Code that builds pages
----
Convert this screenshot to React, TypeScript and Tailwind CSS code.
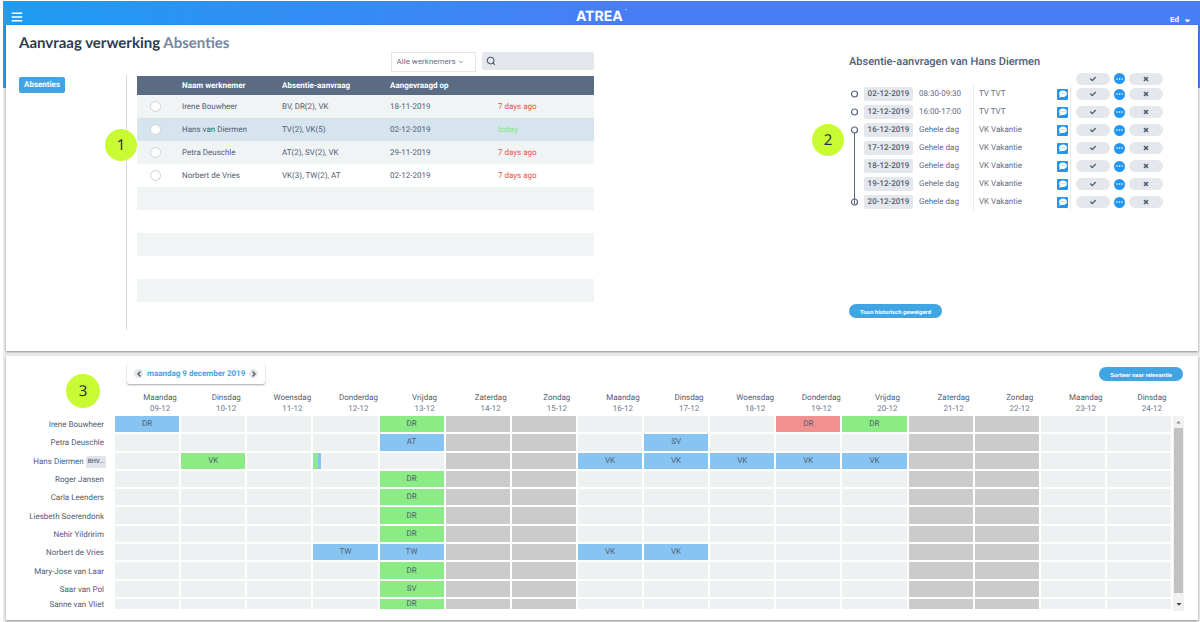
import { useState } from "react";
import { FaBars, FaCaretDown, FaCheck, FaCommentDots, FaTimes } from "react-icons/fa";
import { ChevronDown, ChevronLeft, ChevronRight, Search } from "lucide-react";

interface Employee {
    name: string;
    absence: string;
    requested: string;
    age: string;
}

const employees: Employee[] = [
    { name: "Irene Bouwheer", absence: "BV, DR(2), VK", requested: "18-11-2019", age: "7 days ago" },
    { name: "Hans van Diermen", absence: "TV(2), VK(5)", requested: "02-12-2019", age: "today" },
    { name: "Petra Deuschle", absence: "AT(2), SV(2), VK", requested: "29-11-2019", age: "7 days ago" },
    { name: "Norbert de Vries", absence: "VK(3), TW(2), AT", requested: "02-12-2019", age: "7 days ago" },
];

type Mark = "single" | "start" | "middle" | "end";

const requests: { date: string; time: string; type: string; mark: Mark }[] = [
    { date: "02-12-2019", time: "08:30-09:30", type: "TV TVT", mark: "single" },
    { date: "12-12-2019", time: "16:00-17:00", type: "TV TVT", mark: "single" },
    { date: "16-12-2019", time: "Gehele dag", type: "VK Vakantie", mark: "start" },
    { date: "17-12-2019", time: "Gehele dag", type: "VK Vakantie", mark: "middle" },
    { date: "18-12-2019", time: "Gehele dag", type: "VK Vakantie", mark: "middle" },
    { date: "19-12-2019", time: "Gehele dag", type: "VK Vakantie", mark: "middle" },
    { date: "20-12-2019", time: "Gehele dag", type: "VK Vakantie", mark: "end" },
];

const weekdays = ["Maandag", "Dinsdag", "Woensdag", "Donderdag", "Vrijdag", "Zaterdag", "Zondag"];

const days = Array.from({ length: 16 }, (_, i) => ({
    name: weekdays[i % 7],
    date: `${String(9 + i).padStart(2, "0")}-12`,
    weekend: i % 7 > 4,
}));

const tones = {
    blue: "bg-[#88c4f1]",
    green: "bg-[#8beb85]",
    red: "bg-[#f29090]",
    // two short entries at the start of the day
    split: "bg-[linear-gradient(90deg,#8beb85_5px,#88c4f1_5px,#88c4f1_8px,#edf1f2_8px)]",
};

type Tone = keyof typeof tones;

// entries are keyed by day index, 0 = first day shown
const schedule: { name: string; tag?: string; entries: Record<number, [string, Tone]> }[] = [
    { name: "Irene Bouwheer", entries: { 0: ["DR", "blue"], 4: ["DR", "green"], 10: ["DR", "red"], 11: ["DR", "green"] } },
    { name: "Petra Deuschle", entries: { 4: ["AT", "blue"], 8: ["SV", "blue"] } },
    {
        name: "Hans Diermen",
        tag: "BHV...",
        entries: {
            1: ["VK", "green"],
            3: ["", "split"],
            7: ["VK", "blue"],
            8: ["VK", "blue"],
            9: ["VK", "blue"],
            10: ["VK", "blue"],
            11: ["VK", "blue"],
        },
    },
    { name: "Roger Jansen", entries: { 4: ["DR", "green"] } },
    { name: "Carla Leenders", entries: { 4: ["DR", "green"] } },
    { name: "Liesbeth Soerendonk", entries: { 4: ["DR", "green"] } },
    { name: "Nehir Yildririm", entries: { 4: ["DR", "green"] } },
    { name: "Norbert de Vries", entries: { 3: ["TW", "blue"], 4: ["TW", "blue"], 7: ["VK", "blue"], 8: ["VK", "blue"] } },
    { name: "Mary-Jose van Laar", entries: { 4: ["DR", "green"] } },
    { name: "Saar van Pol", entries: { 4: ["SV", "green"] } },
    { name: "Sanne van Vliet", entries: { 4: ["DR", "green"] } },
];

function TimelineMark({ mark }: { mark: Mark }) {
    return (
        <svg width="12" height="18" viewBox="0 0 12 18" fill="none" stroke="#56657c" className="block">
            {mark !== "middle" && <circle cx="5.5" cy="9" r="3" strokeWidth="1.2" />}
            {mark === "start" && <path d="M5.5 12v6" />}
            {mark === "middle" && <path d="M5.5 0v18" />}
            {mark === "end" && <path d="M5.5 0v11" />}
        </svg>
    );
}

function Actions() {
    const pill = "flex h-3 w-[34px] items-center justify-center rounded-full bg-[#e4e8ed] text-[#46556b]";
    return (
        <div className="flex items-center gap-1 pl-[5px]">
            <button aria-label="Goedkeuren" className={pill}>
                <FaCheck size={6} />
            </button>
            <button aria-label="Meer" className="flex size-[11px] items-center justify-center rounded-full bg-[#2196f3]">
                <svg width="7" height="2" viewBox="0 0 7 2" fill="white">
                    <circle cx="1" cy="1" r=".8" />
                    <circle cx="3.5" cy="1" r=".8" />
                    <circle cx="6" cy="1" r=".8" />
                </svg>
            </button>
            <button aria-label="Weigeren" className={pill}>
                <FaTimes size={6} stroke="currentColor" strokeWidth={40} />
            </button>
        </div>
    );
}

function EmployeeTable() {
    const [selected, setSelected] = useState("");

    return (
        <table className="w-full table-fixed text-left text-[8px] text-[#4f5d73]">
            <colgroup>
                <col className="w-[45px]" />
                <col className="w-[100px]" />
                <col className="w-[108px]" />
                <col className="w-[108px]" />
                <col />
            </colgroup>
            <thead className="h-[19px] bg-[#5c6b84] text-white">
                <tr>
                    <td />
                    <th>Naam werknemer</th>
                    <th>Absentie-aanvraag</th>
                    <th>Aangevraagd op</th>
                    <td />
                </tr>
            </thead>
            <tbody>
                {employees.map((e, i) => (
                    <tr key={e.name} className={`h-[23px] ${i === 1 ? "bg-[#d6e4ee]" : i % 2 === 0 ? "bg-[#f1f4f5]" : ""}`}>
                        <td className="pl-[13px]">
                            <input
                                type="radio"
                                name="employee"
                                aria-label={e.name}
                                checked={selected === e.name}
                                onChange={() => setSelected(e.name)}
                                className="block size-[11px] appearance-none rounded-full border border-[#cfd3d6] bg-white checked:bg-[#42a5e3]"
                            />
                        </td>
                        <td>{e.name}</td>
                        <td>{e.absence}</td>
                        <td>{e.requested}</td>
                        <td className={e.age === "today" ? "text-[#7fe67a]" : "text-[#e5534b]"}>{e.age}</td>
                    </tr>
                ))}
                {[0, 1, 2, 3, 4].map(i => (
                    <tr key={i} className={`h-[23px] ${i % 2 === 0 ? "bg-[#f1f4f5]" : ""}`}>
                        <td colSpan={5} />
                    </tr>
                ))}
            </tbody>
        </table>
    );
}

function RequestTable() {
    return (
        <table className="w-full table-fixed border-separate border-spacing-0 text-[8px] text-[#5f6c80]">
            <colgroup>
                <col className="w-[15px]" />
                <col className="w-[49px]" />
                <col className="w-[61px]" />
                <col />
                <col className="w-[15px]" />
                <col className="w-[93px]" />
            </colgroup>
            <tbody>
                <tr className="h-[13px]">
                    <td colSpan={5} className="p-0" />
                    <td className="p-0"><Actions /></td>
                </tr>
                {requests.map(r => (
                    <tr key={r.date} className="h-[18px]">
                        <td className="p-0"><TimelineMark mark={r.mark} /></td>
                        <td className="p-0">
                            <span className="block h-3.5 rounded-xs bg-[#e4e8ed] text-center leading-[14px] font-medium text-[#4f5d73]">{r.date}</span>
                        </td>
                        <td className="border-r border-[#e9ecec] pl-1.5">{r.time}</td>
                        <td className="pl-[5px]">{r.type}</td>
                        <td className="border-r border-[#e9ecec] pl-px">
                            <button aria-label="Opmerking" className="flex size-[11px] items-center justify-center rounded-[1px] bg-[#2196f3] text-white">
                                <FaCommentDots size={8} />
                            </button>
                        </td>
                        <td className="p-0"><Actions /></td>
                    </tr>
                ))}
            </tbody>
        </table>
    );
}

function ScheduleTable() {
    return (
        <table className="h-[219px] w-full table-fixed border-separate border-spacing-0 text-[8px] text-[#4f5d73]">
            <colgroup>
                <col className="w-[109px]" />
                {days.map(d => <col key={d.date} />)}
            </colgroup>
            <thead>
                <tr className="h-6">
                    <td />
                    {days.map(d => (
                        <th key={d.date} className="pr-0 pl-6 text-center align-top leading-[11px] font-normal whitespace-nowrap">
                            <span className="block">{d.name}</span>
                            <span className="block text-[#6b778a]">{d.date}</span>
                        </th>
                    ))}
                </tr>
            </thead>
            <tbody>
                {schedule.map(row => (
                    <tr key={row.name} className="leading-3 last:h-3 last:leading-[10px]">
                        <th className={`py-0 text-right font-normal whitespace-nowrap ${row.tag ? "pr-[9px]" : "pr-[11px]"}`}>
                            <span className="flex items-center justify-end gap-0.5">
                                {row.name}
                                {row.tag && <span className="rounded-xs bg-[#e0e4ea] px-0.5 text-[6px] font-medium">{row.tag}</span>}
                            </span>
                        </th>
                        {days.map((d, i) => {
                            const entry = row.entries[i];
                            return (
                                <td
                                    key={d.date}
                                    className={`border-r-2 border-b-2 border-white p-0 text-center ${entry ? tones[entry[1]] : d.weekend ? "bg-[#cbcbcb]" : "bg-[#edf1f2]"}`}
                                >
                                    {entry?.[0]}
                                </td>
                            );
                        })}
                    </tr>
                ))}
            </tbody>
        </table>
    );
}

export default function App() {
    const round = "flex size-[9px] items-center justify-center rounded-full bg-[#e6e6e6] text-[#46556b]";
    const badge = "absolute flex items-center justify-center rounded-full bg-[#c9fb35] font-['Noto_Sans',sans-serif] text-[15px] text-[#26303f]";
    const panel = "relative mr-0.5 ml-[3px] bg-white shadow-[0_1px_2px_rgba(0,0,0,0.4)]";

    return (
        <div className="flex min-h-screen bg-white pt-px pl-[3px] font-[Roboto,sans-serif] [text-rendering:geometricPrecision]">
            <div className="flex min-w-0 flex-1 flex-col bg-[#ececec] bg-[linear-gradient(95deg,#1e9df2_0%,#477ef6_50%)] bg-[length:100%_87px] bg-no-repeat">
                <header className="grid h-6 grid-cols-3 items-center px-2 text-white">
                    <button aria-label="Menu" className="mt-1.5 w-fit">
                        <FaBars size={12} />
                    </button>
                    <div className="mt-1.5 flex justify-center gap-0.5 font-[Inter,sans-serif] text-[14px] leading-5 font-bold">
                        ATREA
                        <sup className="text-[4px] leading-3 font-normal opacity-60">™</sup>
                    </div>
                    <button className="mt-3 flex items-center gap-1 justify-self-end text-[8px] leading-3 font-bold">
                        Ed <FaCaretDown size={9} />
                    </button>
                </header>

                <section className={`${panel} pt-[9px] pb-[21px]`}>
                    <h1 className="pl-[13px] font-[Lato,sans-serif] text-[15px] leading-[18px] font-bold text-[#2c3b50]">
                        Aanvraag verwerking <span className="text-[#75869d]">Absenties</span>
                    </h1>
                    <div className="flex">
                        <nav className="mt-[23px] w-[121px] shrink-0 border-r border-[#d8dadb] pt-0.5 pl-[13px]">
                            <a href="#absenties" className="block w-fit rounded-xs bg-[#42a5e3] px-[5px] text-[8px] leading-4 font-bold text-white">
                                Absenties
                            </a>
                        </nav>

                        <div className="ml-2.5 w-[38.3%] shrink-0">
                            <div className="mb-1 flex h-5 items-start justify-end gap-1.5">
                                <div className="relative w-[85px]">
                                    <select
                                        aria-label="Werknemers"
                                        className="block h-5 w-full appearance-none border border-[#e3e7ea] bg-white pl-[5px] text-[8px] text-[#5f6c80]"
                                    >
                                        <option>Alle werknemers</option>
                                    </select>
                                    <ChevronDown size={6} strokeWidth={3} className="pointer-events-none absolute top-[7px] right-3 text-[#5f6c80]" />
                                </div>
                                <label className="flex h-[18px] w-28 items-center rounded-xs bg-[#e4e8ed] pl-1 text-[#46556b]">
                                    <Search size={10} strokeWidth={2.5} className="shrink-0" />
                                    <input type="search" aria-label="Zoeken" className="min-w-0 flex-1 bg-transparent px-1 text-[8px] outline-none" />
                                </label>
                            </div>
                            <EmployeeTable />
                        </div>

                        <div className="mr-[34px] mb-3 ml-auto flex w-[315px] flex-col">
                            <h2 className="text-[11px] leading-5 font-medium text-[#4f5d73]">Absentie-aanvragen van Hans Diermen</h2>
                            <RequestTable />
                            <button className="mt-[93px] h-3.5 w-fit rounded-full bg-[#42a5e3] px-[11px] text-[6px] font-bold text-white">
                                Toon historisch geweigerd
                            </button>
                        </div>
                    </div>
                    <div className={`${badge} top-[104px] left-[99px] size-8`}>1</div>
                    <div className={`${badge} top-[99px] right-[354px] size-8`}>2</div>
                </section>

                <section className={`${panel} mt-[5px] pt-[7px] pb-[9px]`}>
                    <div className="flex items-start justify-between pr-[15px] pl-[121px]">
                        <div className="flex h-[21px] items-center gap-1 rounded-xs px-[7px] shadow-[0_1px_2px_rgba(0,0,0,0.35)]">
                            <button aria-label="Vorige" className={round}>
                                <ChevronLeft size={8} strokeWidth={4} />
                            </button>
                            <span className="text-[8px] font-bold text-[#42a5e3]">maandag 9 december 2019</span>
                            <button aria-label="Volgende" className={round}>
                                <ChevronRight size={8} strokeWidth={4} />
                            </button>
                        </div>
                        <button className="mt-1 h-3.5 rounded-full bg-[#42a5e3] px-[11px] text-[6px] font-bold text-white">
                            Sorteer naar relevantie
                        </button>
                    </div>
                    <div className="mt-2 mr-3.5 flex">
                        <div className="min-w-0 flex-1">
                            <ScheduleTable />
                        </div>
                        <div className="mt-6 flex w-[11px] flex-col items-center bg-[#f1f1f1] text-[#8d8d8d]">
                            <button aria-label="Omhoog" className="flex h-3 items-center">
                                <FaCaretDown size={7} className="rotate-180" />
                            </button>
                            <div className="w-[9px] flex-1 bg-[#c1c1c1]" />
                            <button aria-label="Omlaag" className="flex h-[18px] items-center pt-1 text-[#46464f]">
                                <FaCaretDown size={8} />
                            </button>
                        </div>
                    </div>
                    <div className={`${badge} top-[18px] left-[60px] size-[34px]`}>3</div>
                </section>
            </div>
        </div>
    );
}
----
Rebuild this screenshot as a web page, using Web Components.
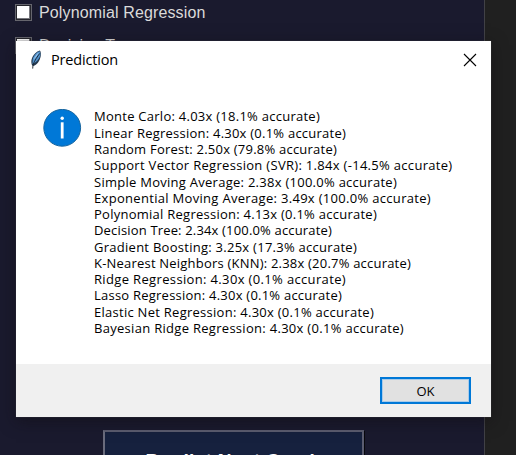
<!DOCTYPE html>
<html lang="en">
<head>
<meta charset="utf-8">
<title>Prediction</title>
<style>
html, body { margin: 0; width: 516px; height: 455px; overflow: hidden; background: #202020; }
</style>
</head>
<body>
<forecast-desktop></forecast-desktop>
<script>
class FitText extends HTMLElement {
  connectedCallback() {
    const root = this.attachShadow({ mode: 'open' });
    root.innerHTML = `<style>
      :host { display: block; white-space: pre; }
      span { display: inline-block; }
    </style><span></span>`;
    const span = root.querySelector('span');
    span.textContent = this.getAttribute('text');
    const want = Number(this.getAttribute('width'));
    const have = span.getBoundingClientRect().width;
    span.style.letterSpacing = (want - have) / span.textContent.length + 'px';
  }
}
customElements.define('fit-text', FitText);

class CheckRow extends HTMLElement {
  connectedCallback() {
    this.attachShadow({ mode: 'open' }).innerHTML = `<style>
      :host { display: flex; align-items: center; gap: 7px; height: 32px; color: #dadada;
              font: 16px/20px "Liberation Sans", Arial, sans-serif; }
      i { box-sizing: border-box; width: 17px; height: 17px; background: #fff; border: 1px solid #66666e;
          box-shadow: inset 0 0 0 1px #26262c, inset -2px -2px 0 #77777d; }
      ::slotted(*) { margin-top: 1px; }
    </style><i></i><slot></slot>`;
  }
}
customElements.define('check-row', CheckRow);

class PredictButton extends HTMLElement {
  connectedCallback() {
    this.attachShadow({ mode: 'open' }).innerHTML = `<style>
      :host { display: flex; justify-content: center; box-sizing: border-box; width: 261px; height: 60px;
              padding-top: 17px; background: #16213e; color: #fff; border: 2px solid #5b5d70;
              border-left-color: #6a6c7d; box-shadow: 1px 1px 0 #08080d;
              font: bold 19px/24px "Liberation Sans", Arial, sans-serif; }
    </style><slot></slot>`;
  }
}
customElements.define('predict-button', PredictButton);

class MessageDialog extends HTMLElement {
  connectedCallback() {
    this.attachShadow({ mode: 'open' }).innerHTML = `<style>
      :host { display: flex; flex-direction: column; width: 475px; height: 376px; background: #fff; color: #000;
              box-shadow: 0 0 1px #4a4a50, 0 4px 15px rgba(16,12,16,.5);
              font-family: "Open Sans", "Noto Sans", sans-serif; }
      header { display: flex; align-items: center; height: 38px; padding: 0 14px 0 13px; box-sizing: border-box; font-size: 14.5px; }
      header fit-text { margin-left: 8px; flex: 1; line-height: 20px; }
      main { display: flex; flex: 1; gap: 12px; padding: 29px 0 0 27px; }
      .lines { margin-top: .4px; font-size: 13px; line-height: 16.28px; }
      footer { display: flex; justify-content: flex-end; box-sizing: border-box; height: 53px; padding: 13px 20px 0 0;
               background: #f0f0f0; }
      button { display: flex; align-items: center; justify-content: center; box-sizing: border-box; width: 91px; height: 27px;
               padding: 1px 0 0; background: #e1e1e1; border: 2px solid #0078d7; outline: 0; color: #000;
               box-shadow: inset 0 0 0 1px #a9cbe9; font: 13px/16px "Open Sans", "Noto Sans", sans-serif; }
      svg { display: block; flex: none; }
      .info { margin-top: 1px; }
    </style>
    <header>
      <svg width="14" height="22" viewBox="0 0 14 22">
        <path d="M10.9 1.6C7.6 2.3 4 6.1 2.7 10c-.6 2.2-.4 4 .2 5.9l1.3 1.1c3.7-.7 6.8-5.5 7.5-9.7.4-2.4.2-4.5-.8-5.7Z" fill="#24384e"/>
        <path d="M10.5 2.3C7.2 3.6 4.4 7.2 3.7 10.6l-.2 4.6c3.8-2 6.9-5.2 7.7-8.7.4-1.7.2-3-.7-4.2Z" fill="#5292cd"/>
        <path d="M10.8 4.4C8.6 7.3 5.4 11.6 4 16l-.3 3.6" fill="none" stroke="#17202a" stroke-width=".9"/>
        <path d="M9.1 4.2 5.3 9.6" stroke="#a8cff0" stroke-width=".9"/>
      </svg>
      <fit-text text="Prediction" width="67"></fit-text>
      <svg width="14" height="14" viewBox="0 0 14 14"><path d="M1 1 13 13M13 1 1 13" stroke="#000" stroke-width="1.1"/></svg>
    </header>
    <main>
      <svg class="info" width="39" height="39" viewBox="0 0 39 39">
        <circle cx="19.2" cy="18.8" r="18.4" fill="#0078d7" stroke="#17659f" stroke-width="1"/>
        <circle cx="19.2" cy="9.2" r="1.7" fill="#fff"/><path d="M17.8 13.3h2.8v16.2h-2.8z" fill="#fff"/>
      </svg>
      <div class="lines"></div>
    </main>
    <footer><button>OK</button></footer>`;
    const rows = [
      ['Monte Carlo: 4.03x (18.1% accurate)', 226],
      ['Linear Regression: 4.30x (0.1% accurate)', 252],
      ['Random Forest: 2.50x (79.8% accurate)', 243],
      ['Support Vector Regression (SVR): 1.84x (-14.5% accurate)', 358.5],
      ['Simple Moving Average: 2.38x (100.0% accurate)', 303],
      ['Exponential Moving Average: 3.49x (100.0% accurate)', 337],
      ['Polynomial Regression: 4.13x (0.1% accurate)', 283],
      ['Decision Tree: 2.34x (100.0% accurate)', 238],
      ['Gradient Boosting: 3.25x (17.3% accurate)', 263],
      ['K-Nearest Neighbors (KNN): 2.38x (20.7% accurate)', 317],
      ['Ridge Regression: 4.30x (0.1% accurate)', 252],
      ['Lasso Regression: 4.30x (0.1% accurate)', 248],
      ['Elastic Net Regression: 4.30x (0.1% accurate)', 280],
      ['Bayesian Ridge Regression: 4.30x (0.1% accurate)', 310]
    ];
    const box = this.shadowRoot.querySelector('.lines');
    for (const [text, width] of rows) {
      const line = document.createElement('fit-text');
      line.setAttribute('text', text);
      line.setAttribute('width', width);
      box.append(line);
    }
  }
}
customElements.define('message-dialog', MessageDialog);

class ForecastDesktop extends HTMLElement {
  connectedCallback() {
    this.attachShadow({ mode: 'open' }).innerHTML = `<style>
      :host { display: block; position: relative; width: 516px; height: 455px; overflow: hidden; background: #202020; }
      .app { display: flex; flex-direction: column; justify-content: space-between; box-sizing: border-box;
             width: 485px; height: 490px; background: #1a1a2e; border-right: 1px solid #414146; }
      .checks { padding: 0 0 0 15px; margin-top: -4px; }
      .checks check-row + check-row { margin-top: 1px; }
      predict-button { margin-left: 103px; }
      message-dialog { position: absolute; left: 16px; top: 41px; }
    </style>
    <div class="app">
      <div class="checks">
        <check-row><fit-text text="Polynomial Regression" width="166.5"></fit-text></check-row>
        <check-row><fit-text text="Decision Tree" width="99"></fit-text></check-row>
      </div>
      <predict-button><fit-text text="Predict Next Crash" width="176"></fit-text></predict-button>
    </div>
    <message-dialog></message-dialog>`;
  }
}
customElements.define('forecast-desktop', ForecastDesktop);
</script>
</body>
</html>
----
— Task —
Only the lines between the line with "Convert this screenshot" and the line with "ChevronLeft, ChevronRight, Search", inclusive, should be reproduced, exactly as written and without pictures.

— Answer to the task —
Convert this screenshot to React, TypeScript and Tailwind CSS code.
import { useState } from "react";
import { FaBars, FaCaretDown, FaCheck, FaCommentDots, FaTimes } from "react-icons/fa";
import { ChevronDown, ChevronLeft, ChevronRight, Search } from "lucide-react";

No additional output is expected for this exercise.